- _Data provided_:
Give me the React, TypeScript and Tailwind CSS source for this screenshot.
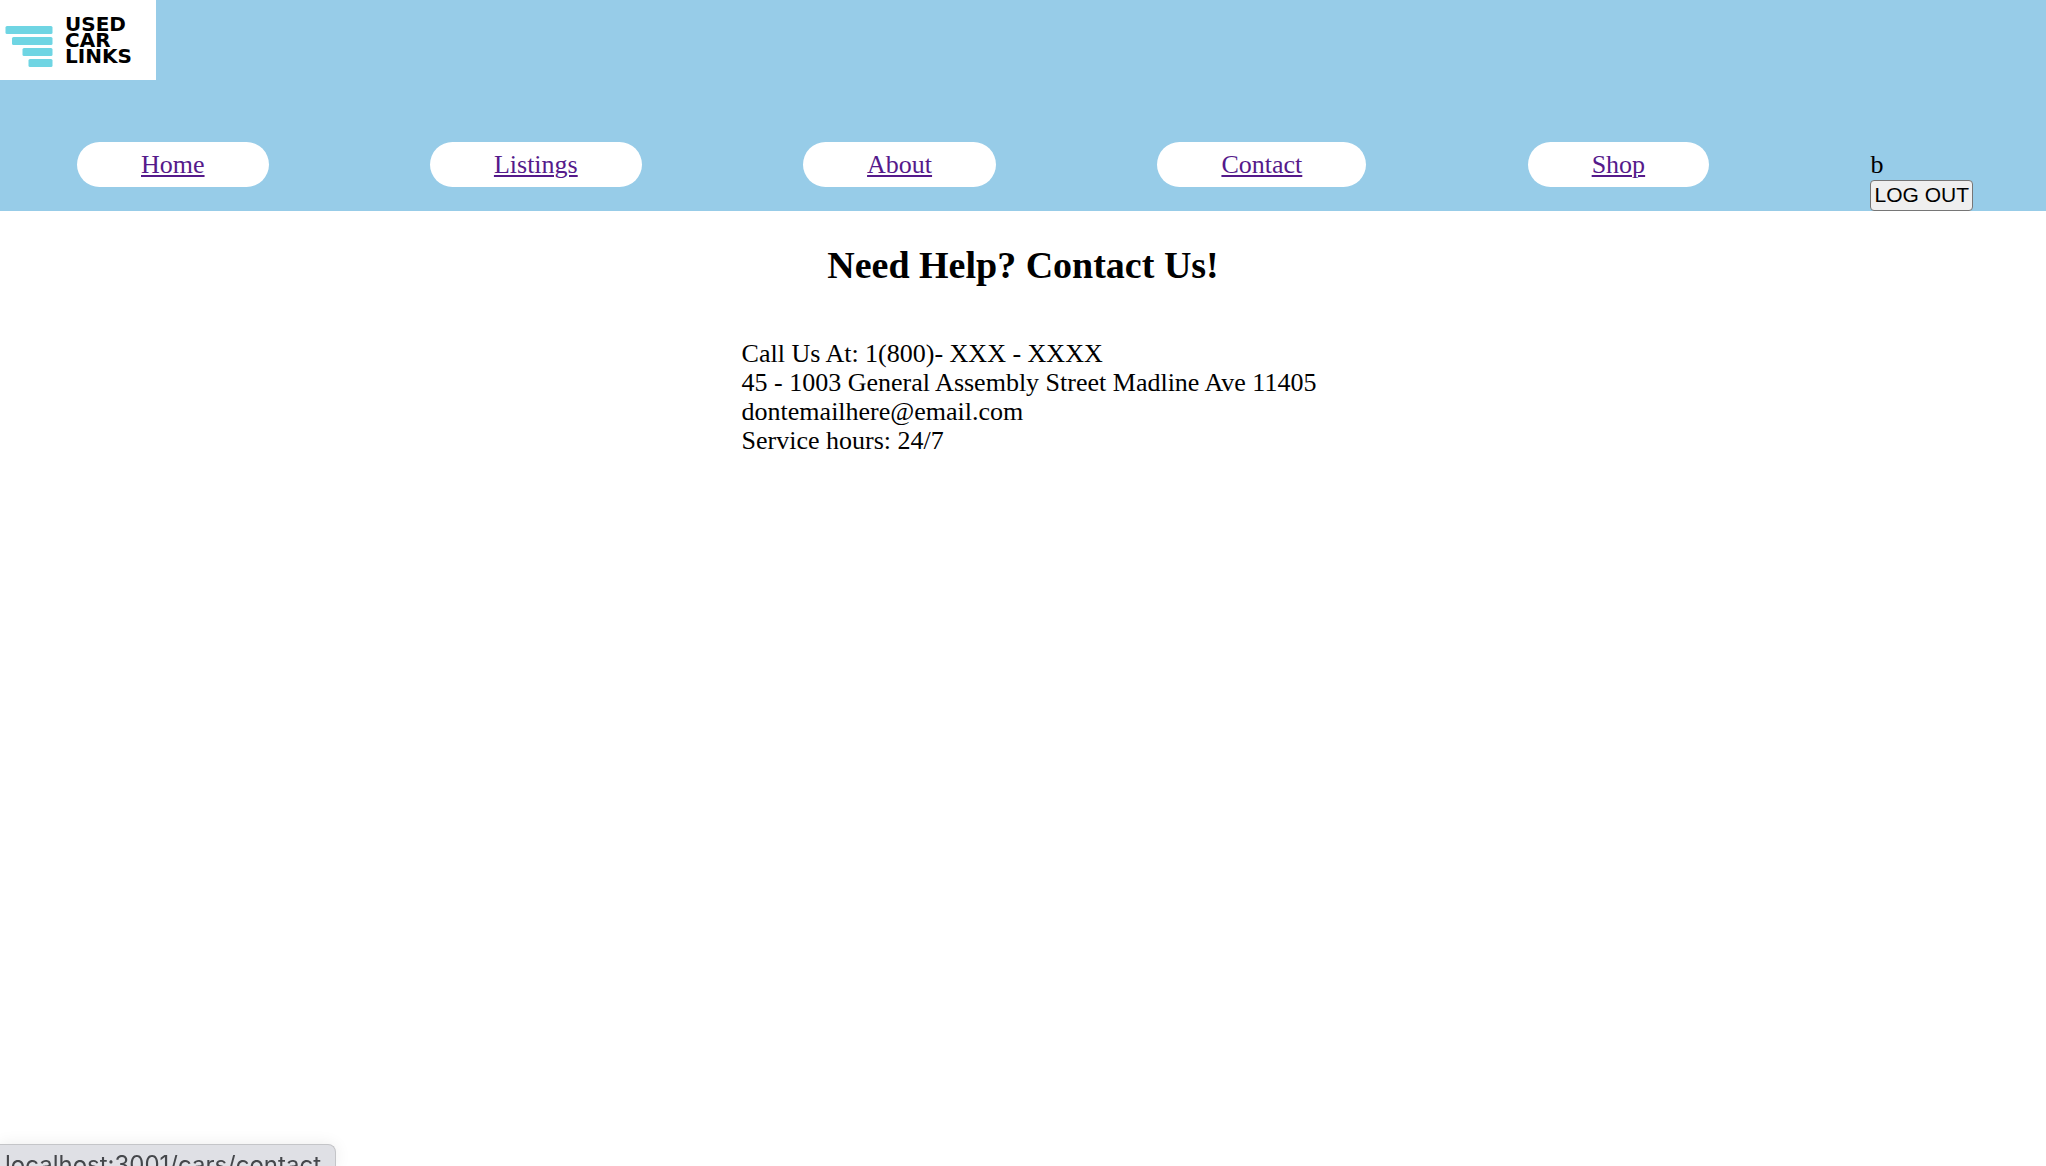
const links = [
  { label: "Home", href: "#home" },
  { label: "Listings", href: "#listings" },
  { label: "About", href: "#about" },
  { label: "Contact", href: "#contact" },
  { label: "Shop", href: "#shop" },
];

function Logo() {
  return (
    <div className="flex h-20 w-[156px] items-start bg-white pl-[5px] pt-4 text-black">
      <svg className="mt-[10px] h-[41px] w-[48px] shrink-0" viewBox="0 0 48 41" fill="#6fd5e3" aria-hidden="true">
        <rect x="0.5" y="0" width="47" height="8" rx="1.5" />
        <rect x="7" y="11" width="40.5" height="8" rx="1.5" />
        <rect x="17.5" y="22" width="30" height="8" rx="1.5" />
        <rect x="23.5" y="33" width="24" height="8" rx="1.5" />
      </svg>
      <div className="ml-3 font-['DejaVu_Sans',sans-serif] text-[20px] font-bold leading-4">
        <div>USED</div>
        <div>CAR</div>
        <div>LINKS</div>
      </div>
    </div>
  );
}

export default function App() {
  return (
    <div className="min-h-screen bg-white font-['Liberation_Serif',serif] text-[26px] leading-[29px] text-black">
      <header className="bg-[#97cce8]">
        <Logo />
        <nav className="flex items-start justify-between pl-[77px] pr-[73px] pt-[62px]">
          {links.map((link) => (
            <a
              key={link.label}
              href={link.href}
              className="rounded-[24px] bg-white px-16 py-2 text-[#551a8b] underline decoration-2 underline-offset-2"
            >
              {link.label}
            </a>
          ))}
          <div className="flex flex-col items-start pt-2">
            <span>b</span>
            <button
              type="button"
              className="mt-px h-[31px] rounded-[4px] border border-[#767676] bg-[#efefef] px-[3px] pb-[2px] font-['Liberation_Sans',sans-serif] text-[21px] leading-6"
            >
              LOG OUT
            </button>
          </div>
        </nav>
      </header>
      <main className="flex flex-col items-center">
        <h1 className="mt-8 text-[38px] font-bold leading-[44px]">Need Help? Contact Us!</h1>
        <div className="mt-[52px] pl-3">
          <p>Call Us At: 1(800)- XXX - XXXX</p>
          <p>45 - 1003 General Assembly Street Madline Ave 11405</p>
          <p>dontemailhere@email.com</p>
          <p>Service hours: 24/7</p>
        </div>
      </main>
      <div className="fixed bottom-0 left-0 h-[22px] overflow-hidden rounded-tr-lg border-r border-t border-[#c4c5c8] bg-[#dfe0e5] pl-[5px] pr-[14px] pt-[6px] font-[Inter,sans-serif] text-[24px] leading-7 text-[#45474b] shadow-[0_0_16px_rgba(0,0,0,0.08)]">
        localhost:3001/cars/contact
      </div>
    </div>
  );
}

- _Written exercise_: Images in the data above are to be skipped. Retype all other material exactly.

- _Full response_:
Give me the React, TypeScript and Tailwind CSS source for this screenshot.
const links = [
  { label: "Home", href: "#home" },
  { label: "Listings", href: "#listings" },
  { label: "About", href: "#about" },
  { label: "Contact", href: "#contact" },
  { label: "Shop", href: "#shop" },
];

function Logo() {
  return (
    <div className="flex h-20 w-[156px] items-start bg-white pl-[5px] pt-4 text-black">
      <svg className="mt-[10px] h-[41px] w-[48px] shrink-0" viewBox="0 0 48 41" fill="#6fd5e3" aria-hidden="true">
        <rect x="0.5" y="0" width="47" height="8" rx="1.5" />
        <rect x="7" y="11" width="40.5" height="8" rx="1.5" />
        <rect x="17.5" y="22" width="30" height="8" rx="1.5" />
        <rect x="23.5" y="33" width="24" height="8" rx="1.5" />
      </svg>
      <div className="ml-3 font-['DejaVu_Sans',sans-serif] text-[20px] font-bold leading-4">
        <div>USED</div>
        <div>CAR</div>
        <div>LINKS</div>
      </div>
    </div>
  );
}

export default function App() {
  return (
    <div className="min-h-screen bg-white font-['Liberation_Serif',serif] text-[26px] leading-[29px] text-black">
      <header className="bg-[#97cce8]">
        <Logo />
        <nav className="flex items-start justify-between pl-[77px] pr-[73px] pt-[62px]">
          {links.map((link) => (
            <a
              key={link.label}
              href={link.href}
              className="rounded-[24px] bg-white px-16 py-2 text-[#551a8b] underline decoration-2 underline-offset-2"
            >
              {link.label}
            </a>
          ))}
          <div className="flex flex-col items-start pt-2">
            <span>b</span>
            <button
              type="button"
              className="mt-px h-[31px] rounded-[4px] border border-[#767676] bg-[#efefef] px-[3px] pb-[2px] font-['Liberation_Sans',sans-serif] text-[21px] leading-6"
            >
              LOG OUT
            </button>
          </div>
        </nav>
      </header>
      <main className="flex flex-col items-center">
        <h1 className="mt-8 text-[38px] font-bold leading-[44px]">Need Help? Contact Us!</h1>
        <div className="mt-[52px] pl-3">
          <p>Call Us At: 1(800)- XXX - XXXX</p>
          <p>45 - 1003 General Assembly Street Madline Ave 11405</p>
          <p>dontemailhere@email.com</p>
          <p>Service hours: 24/7</p>
        </div>
      </main>
      <div className="fixed bottom-0 left-0 h-[22px] overflow-hidden rounded-tr-lg border-r border-t border-[#c4c5c8] bg-[#dfe0e5] pl-[5px] pr-[14px] pt-[6px] font-[Inter,sans-serif] text-[24px] leading-7 text-[#45474b] shadow-[0_0_16px_rgba(0,0,0,0.08)]">
        localhost:3001/cars/contact
      </div>
    </div>
  );
}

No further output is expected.